A Justiça Federal no Distrito Federal definiu, nesta quinta-feira (28), a lista de atos de improbidade administrativa pelos quais vai responder o ex-presidente Jair Bolsonaro no caso “Wal do Açaí”.
A ação que tramita no DF aponta suposta irregularidade na contratação de Walderice Santos da Conceição como assessora parlamentar de Bolsonaro, quando o político era deputado federal.
Pela decisão da juíza Ivani Silva da Luz, da 6ª Vara Federal Cível da Justiça Federal, o ex-presidente e a ex-secretária deverão responder aos atos de improbidade que levam ao enriquecimento ilícito e que causam lesão ao erário. Entre as condutas identificadas pela magistrada estão:
- usar, em obras ou serviços particulares, o trabalho de servidores;
- facilitar ou permitir a incorporação indevida de bens e verbas públicas ao patrimônio particular;
- liberar verba pública sem a estrita observância das normas pertinentes ou influir de qualquer forma para a sua aplicação irregular;
- permitir, facilitar ou concorrer para que terceiro se enriqueça ilicitamente;
- permitir que se utilize, em obra ou serviço particular, bens e servidores públicos.
Este tipo decisão do juiz faz parte do rito da ação de improbidade administrativa.

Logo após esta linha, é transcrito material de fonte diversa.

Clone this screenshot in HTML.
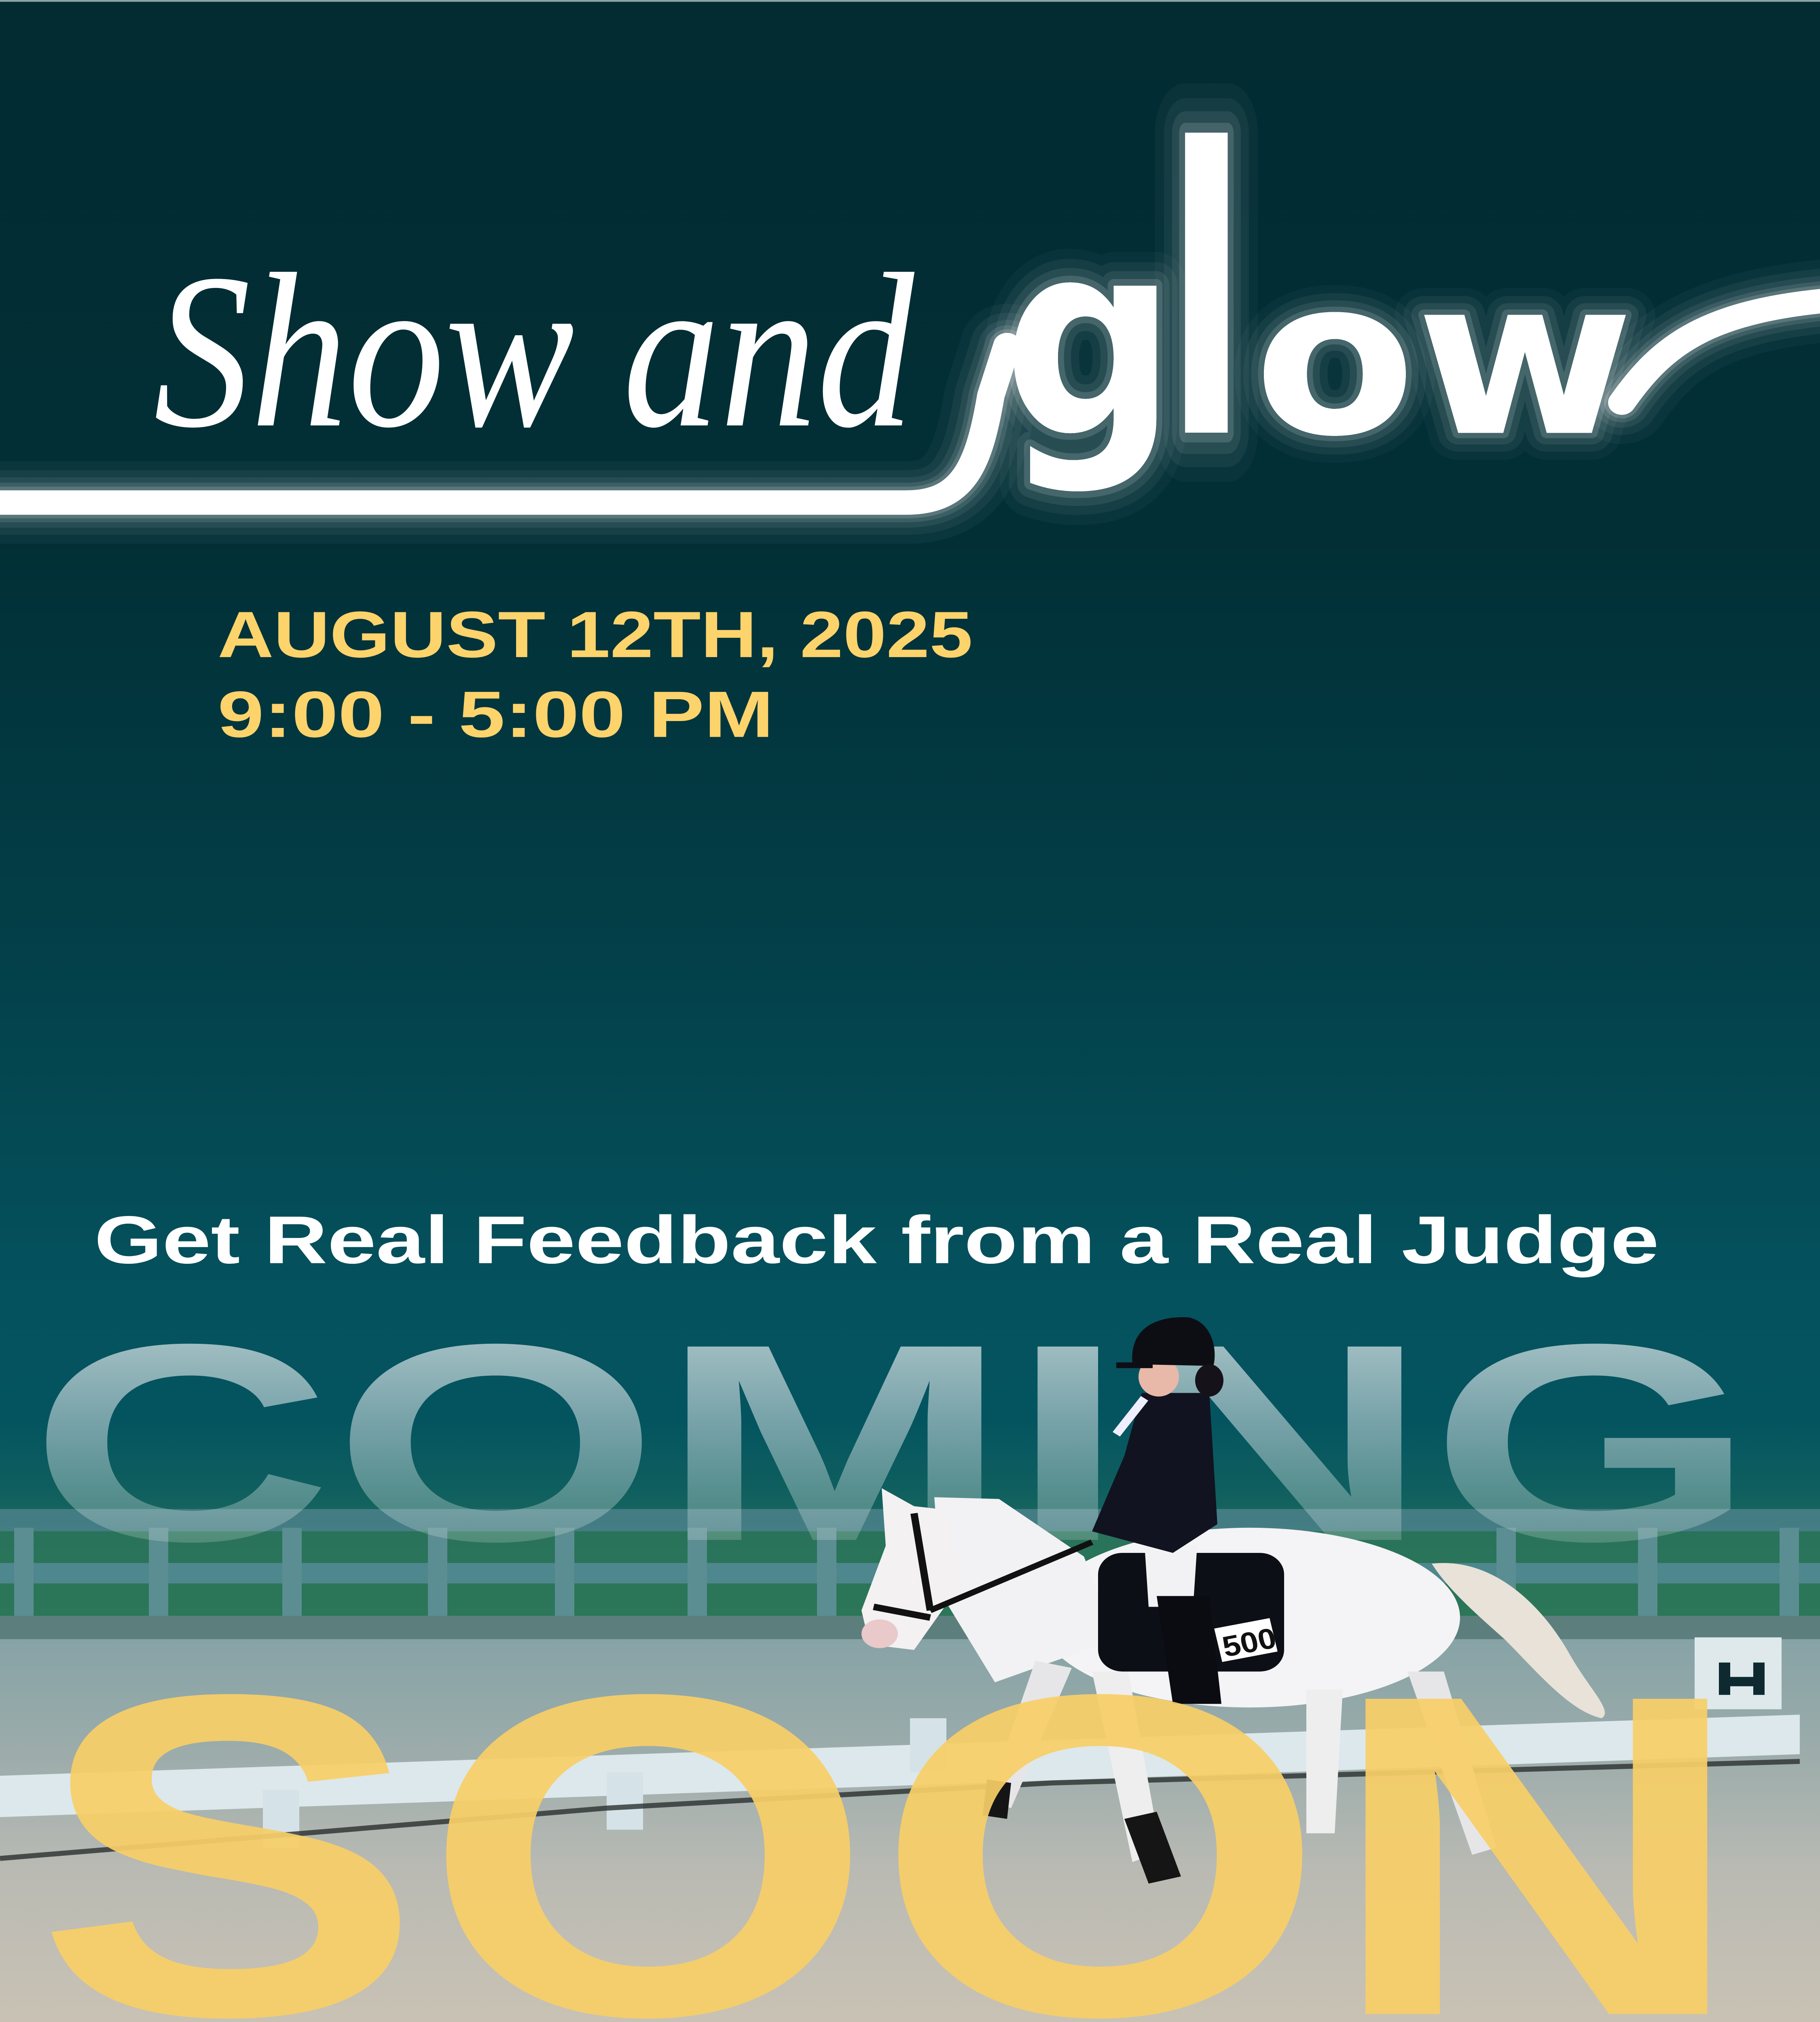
<!DOCTYPE html>
<html><head><meta charset="utf-8"><style>
html,body{margin:0;padding:0;width:100vw;height:100vh;overflow:hidden;background:#045460;}
svg{position:absolute;left:0;top:0;display:block;width:100vw;height:100vh;}
</style></head><body>
<svg viewBox="0 0 4500 5625" preserveAspectRatio="none" xmlns="http://www.w3.org/2000/svg">
<defs>
<linearGradient id="bg" x1="0" y1="0" x2="0" y2="3950" gradientUnits="userSpaceOnUse">
<stop offset="0" stop-color="#022b32"/>
<stop offset="0.38" stop-color="#022f36"/>
<stop offset="0.66" stop-color="#033f48"/>
<stop offset="0.91" stop-color="#04525e"/>
<stop offset="1" stop-color="#045460"/>
</linearGradient>
<linearGradient id="grass" x1="0" y1="3950" x2="0" y2="4510" gradientUnits="userSpaceOnUse">
<stop offset="0" stop-color="#045460"/>
<stop offset="0.35" stop-color="#0f5f5f"/>
<stop offset="0.6" stop-color="#1f6b5e"/>
<stop offset="1" stop-color="#2f7a5b"/>
</linearGradient>
<linearGradient id="sand" x1="0" y1="4560" x2="0" y2="5625" gradientUnits="userSpaceOnUse">
<stop offset="0" stop-color="#87a3a6"/>
<stop offset="0.3" stop-color="#9cacab"/>
<stop offset="0.6" stop-color="#b9bab3"/>
<stop offset="1" stop-color="#c9c2b4"/>
</linearGradient>
<linearGradient id="coming" x1="0" y1="3720" x2="0" y2="4290" gradientUnits="userSpaceOnUse">
<stop offset="0" stop-color="#ffffff" stop-opacity="0.63"/>
<stop offset="0.5" stop-color="#ffffff" stop-opacity="0.42"/>
<stop offset="1" stop-color="#ffffff" stop-opacity="0.18"/>
</linearGradient>
</defs>

<rect x="0" y="0" width="4500" height="3960" fill="url(#bg)"/>
<rect width="4500" height="5" fill="#8aa3a6"/>
<rect x="0" y="3950" width="4500" height="560" fill="url(#grass)"/>
<rect x="0" y="4260" width="4500" height="240" fill="#2c7659" opacity="0.8"/>
<rect x="0" y="4198" width="4500" height="62" fill="#4b8189" opacity="0.85"/>
<rect x="0" y="4348" width="4500" height="57" fill="#528a92" opacity="0.9"/>
<g fill="#5b8e92">
<rect x="35" y="4250" width="48" height="250"/><rect x="368" y="4250" width="48" height="250"/>
<rect x="698" y="4250" width="48" height="250"/><rect x="1058" y="4250" width="48" height="250"/>
<rect x="1372" y="4250" width="48" height="250"/><rect x="1700" y="4250" width="48" height="250"/>
<rect x="2020" y="4250" width="48" height="250"/><rect x="3700" y="4250" width="48" height="250"/>
<rect x="4050" y="4250" width="48" height="250"/><rect x="4400" y="4250" width="48" height="250"/>
</g>
<rect x="0" y="4495" width="4500" height="70" fill="#5c7f7d"/>
<rect x="0" y="4560" width="4500" height="1065" fill="url(#sand)"/>
<polygon points="0,4940 4450,4770 4450,4880 0,5055" fill="#dce8ec"/>
<rect x="650" y="4980" width="90" height="160" fill="#d5e3e8"/>
<rect x="1500" y="4930" width="90" height="160" fill="#d5e3e8"/>
<rect x="2250" y="4780" width="90" height="150" fill="#d5e3e8"/>
<path d="M0,5170 L1500,5030 L2600,4960 L4450,4900" stroke="#2a2f30" stroke-width="14" fill="none" opacity="0.8"/>
<rect x="4190" y="4555" width="215" height="200" fill="#dfe9ec"/>
<rect x="4250" y="4625" width="28" height="90" fill="#0e2a30"/>
<rect x="4335" y="4625" width="28" height="90" fill="#0e2a30"/>
<rect x="4250" y="4665" width="113" height="26" fill="#0e2a30"/>

<!-- title -->
<text x="380" y="1185" font-family="Liberation Serif, serif" font-style="italic" font-size="560" textLength="1880" lengthAdjust="spacingAndGlyphs" fill="#ffffff" transform="translate(0,-120) scale(1,1.1)">Show and</text>
<text x="538" y="1828" font-family="Liberation Sans, sans-serif" font-weight="700" font-size="182" textLength="1867" lengthAdjust="spacingAndGlyphs" fill="#fdd36c">AUGUST 12TH, 2025</text>
<text x="538" y="2050" font-family="Liberation Sans, sans-serif" font-weight="700" font-size="182" textLength="1375" lengthAdjust="spacingAndGlyphs" fill="#fdd36c">9:00 - 5:00 PM</text>

<g fill="none" stroke="#ffffff" stroke-linecap="round" stroke-linejoin="round">
<g stroke-opacity="0.035" stroke-width="230"><path d="M-60,1398 L2240,1398 C2380,1398 2420,1300 2450,1100 L2490,960"/><path d="M4010,1120 C4110,960 4220,860 4560,832"/></g>
<g stroke-opacity="0.05" stroke-width="180"><path d="M-60,1398 L2240,1398 C2380,1398 2420,1300 2450,1100 L2490,960"/><path d="M4010,1120 C4110,960 4220,860 4560,832"/></g>
<g stroke-opacity="0.07" stroke-width="140"><path d="M-60,1398 L2240,1398 C2380,1398 2420,1300 2450,1100 L2490,960"/><path d="M4010,1120 C4110,960 4220,860 4560,832"/></g>
<g stroke-opacity="0.1" stroke-width="110"><path d="M-60,1398 L2240,1398 C2380,1398 2420,1300 2450,1100 L2490,960"/><path d="M4010,1120 C4110,960 4220,860 4560,832"/></g>
<g stroke-opacity="0.15" stroke-width="88"><path d="M-60,1398 L2240,1398 C2380,1398 2420,1300 2450,1100 L2490,960"/><path d="M4010,1120 C4110,960 4220,860 4560,832"/></g>
<g stroke-width="68"><path d="M-60,1398 L2240,1398 C2380,1398 2420,1300 2450,1100 L2490,960"/><path d="M4010,1120 C4110,960 4220,860 4560,832"/></g>
</g>
<g font-family="DejaVu Sans, sans-serif" font-weight="700" font-size="600" fill="#ffffff" stroke="#ffffff" stroke-linejoin="round">
<g stroke-opacity="0.03" stroke-width="150">
<text x="2480" y="1204" transform="translate(0,-300) scale(1,1.25)">g</text>
<text x="2880" y="1204" transform="translate(0,-1000) scale(1,1.83)">l</text>
<text x="3100" y="1204" textLength="940" lengthAdjust="spacingAndGlyphs">ow</text>
</g>
<g stroke-opacity="0.05" stroke-width="105">
<text x="2480" y="1204" transform="translate(0,-300) scale(1,1.25)">g</text>
<text x="2880" y="1204" transform="translate(0,-1000) scale(1,1.83)">l</text>
<text x="3100" y="1204" textLength="940" lengthAdjust="spacingAndGlyphs">ow</text>
</g>
<g stroke-opacity="0.08" stroke-width="65">
<text x="2480" y="1204" transform="translate(0,-300) scale(1,1.25)">g</text>
<text x="2880" y="1204" transform="translate(0,-1000) scale(1,1.83)">l</text>
<text x="3100" y="1204" textLength="940" lengthAdjust="spacingAndGlyphs">ow</text>
</g>
<g stroke-opacity="0.14" stroke-width="30">
<text x="2480" y="1204" transform="translate(0,-300) scale(1,1.25)">g</text>
<text x="2880" y="1204" transform="translate(0,-1000) scale(1,1.83)">l</text>
<text x="3100" y="1204" textLength="940" lengthAdjust="spacingAndGlyphs">ow</text>
</g>
<g stroke-width="0">
<text x="2480" y="1204" transform="translate(0,-300) scale(1,1.25)">g</text>
<text x="2880" y="1204" transform="translate(0,-1000) scale(1,1.83)">l</text>
<text x="3100" y="1204" textLength="940" lengthAdjust="spacingAndGlyphs">ow</text>
</g>
</g>

<text x="233" y="3514" font-family="Liberation Sans, sans-serif" font-weight="700" font-size="188" textLength="3869" lengthAdjust="spacingAndGlyphs" fill="#ffffff">Get Real Feedback from a Real Judge</text>

<text x="72" y="4284" font-family="Liberation Sans, sans-serif" font-weight="700" font-size="782" textLength="4271" lengthAdjust="spacingAndGlyphs" fill="url(#coming)">COMING</text>

<g>
<path d="M3540,4350 C3700,4330 3820,4480 3880,4600 C3930,4700 3990,4760 3960,4780 C3880,4760 3800,4650 3720,4560 C3640,4480 3580,4420 3540,4350 Z" fill="#e8e2d8"/>
<ellipse cx="3090" cy="4500" rx="520" ry="250" fill="#f4f3f5"/>
<polygon points="2310,4165 2470,4170 2680,4330 2760,4560 2460,4680 2330,4440" fill="#f2f1f3"/>
<polygon points="2180,4140 2260,4190 2340,4200 2380,4400 2260,4590 2150,4575 2130,4480 2190,4300" fill="#f3f1f2"/>
<ellipse cx="2175" cy="4545" rx="45" ry="40" fill="#e9c9c9"/>
<path d="M2300,4480 L2700,4290" stroke="#111" stroke-width="16"/>
<path d="M2260,4210 L2300,4480 M2160,4470 L2300,4500" stroke="#111" stroke-width="18" fill="none"/>
<polygon points="2700,4650 2790,4650 2870,5150 2800,5180" fill="#eeeeef"/>
<polygon points="2560,4620 2650,4640 2500,5030 2440,5010" fill="#e6e6e8"/>
<polygon points="3230,4700 3320,4700 3300,5100 3230,5100" fill="#eeeeef"/>
<polygon points="3480,4650 3570,4650 3700,5140 3640,5160" fill="#e6e6e8"/>
<polygon points="2780,5060 2860,5040 2920,5220 2840,5240" fill="#151515"/>
<polygon points="2440,4950 2500,4960 2490,5060 2430,5050" fill="#151515"/>
<rect x="2715" y="4320" width="460" height="330" rx="60" fill="#0d0f16"/>
<rect x="3010" y="4515" width="140" height="95" fill="#fff" transform="rotate(-12 3080 4560)"/>
<text x="3020" y="4598" font-family="Liberation Sans, sans-serif" font-weight="700" font-size="80" fill="#111" transform="rotate(-12 3080 4560)">500</text>
<polygon points="2830,4300 2960,4300 2950,4470 2840,4470" fill="#f2f2f4"/>
<polygon points="2860,4440 2990,4440 3020,4740 2900,4740" fill="#0b0c12"/>
<polygon points="2823,3875 2990,3875 3010,4240 2900,4320 2700,4260 2780,4050" fill="#111320"/>
<path d="M2830,3890 L2760,3990" stroke="#eef" stroke-width="22"/>
<ellipse cx="2865" cy="3830" rx="50" ry="55" fill="#e8b8a8"/>
<path d="M2800,3795 C2790,3680 2880,3660 2940,3665 C3000,3680 3010,3760 3000,3800 Z" fill="#0d0e14"/>
<rect x="2760" y="3790" width="90" height="16" fill="#0d0e14"/>
<ellipse cx="2990" cy="3840" rx="35" ry="45" fill="#15121a"/>
</g>

<text x="86" y="5603" font-family="Liberation Sans, sans-serif" font-weight="700" font-size="1275" textLength="4232" lengthAdjust="spacingAndGlyphs" fill="#f7cf67" fill-opacity="0.93">SOON</text>
</svg>
</body></html>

Pela lei, cabe ao magistrado, ao analisar as declarações das partes, definir como as condutas supostamente irregulares se encaixam na lei, sem modificar o enquadramento inicial apresentado pelo autor da ação – neste caso, o Ministério Público.
A juíza pontuou que a verificação se os atos realmente configuram improbidade administrativa só ocorrerá posteriormente, no decorrer do processo e após a análise das provas.
“Não se está a afirmar que os Requeridos praticaram os atos ímprobos descritos na petição inicial – até porque esse exame, de cognição profunda, será feito na sentença, após a regular instrução probatória –, mas apenas que, diante dos elementos existentes nos autos, não se pode concluir pela inexistência manifesta do ato de improbidade a eles imputado”.
Na decisão, a magistrada permitiu a produção das provas solicitadas pelas partes e determinou prioridade na ação.
Defesa
Nas contestações ao pedido, as defesas do ex-presidente e de Wal do Açaí apontaram, entre outras questões, o excesso de prazo do inquérito civil que deu origem à ação; que atos de improbidade não poderiam ser atribuídos a Bolsonaro, enquanto presidente; e que não houve atos irregulares.
Histórico
O Ministério Público Federal acionou a Justiça contra Bolsonaro e Wal do Açaí em março de 2022.
Segundo a ação, Wal do Açaí esteve lotada no gabinete de Bolsonaro durante mais de 15 anos, mas nunca viajou para Brasília e nem exerceu qualquer função relacionada ao cargo.
O MP afirma que, nesse período, Walderice e o companheiro, Edenilson Nogueira Garcia, prestavam serviços de natureza particular para Bolsonaro – em especial nos cuidados com a casa e com os cachorros de Bolsonaro na Vila Histórica de Mambucaba (RJ).
A ação pede que Wal do Açaí e o presidente sejam condenados pela prática de improbidade administrativa e o ressarcimento dos recursos públicos indevidamente desviados.
O nome de Wal do Açaí ganhou notoriedade em 2018, quando ela figurava como secretária parlamentar de Bolsonaro. À época, Bolsonaro negou que ela fosse funcionária fantasma.
Em janeiro daquele ano, uma reportagem do jornal “Folha de S. Paulo” mostrou que ela continuava vendendo açaí numa praia de Angra durante o horário de expediente na Câmara. A demissão foi confirmada em agosto de 2018, quando Bolsonaro já era candidato à Presidência.
Movimentação atípica em contas
Segundo o MP, a análise das contas bancárias de Walderice revelou uma movimentação atípica: 83,77% da remuneração recebida nesse período foi sacada em espécie, sendo que, em alguns anos, esses percentuais de saques superaram 95% dos rendimentos recebidos.
O MPF aponta que o presidente Jair Bolsonaro tinha pleno conhecimento de que Walderice não prestava os serviços correspondentes ao cargo e, mesmo assim, atestou falsamente a frequência dela ao trabalho em seu gabinete para comprovar a jornada laboral exigida pela Câmara dos Deputados, de 40 horas semanais, e, assim, possibilitar o pagamento dos salários.
Para o Ministério Público, “as condutas dos requeridos e, em especial, a do ex-deputado federal e atual presidente da República Jair Bolsonaro, desvirtuaram-se demasiadamente do que se espera de um agente público”.
“No exercício de mandato parlamentar, não só traiu a confiança de seus eleitores, como violou o decoro parlamentar, ao desviar verbas públicas destinadas a remunerar o pessoal de apoio ao seu gabinete e à atividade parlamentar”, diz a ação.